Barangay in Taguig, Metro Manila, Philippines

Bambang, officially Barangay Bambang, is one of the 38 barangays of Taguig, Philippines. As of the 2020 census, the population was 13,949. Located near the Taguig River, it is one of the nine original barrios of the city when the latter was first established on April 25, 1587.

== Etymology ==
The name "Bambang" is derived from the word bambang (/tl/), meaning the banks of a river, due to the barangay's location near the shores of Taguig River where it was established by early Tagalogs. According to a legend, based on the barangay's profile posted on the official website of Taguig, the name is also derived from the word bamban (/tl/), meaning an egg with soft shell.

== History ==
During the Spanish rule of the Philippines, Bambang became one of the nine original barrios of Taguig, a pueblo (town) that was established as part of the province of Manila on April 25, 1587. When the country gained its independence from Spain on June 12, 1898, Isabelo Bautista was appointed as the village president (pangulo ng nayon) of the barrio. In February 1945, during the Japanese occupation of the Philippines, soldiers of the Imperial Japanese Army destroyed the concrete bridge connecting the barrio to Tuktukan and the wooden bridge connecting to Santa Ana to stall the impending arrival of American troops as they began to retreat to Kay-Patag Hills (present-day location of Camp Bagong Diwa). That month, American soldiers who had recaptured Fort William McKinley traversed Pateros and arrived at Bambang. Bambang was later converted into a barangay by the virtue of Presidential Decree No. 557 signed by then-President Ferdinand Marcos on September 21, 1974.

== Geography ==
Bambang has a total land area of 0.92 km2. It has six adjacent barangays: Tuktukan and Ususan on the north, San Miguel (previously part of Hagonoy) on the south, Santa Ana and Wawa on the east, and Pinagsama (previously part of Western Bicutan) on the west.

== Demographics ==

As of the 2020 Philippine census, there were 13,949 residents of Bambang.

== Government ==
Floro Hernandez was the barangay captain (kapitan ng barangay) of Bambang in 2002, followed by Fernando Espiritu in 2007, Danilo Manalo in 2010, and Jaime Cruz in 2013. Cruz was reelected in 2018 and served until 2023. As of 2023, the incumbent barangay captain is Ryan Esteban, along with Manalo, Katherine Sta.

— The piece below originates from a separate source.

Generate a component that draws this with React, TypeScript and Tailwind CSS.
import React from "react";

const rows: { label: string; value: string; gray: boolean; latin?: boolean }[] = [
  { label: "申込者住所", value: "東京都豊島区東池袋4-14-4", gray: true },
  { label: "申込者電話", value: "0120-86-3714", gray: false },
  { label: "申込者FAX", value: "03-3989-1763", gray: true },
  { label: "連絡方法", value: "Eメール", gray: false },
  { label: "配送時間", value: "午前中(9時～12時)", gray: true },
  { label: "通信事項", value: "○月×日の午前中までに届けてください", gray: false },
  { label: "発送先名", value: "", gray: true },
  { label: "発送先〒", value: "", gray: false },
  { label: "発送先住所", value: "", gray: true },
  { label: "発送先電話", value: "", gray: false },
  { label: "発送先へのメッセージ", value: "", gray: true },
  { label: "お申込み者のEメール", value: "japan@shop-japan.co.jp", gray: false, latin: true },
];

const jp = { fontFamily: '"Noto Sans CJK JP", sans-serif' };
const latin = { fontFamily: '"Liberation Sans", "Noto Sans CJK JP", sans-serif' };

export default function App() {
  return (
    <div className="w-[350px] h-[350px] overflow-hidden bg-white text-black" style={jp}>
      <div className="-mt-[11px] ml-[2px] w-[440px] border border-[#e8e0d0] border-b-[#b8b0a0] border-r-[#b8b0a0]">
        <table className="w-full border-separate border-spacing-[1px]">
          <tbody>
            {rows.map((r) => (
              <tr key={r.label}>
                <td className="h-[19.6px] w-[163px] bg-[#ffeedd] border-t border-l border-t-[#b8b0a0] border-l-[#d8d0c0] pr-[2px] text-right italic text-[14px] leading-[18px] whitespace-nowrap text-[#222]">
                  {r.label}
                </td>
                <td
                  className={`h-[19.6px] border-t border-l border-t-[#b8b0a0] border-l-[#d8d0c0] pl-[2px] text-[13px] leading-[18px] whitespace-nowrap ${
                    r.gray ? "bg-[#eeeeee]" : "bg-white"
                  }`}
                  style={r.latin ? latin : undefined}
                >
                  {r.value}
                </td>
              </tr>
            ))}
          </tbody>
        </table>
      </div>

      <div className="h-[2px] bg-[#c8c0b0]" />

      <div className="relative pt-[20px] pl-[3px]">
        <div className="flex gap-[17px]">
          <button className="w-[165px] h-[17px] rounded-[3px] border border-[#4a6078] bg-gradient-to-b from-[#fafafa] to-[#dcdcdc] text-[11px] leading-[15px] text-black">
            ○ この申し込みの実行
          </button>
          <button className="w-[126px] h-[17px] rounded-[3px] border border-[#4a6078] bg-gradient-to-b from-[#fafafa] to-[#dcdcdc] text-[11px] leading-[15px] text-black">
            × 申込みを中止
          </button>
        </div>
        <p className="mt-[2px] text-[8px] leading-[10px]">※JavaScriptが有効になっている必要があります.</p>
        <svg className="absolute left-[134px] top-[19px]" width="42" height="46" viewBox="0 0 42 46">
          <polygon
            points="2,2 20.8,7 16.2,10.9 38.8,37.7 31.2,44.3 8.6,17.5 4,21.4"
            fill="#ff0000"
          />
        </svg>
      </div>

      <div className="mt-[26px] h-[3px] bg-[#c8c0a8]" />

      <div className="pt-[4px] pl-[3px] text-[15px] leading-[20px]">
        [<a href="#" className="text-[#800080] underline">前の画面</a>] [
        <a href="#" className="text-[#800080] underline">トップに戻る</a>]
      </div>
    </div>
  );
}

Ana, Nenita Sinues, Ricardo Manalo Jr., Robin Bernardino, Francisco Esteban Jr., and Jezzer Ignacio as barangay councilors (mga kagawad ng barangay), and Adrian Sinues as Sangguniang Kabataan chairperson.

== Landmarks ==
The churches that can be found in Bambang are San Juan de Sahagun Chapel of the Roman Catholic Church and a chapel of Iglesia ni Cristo.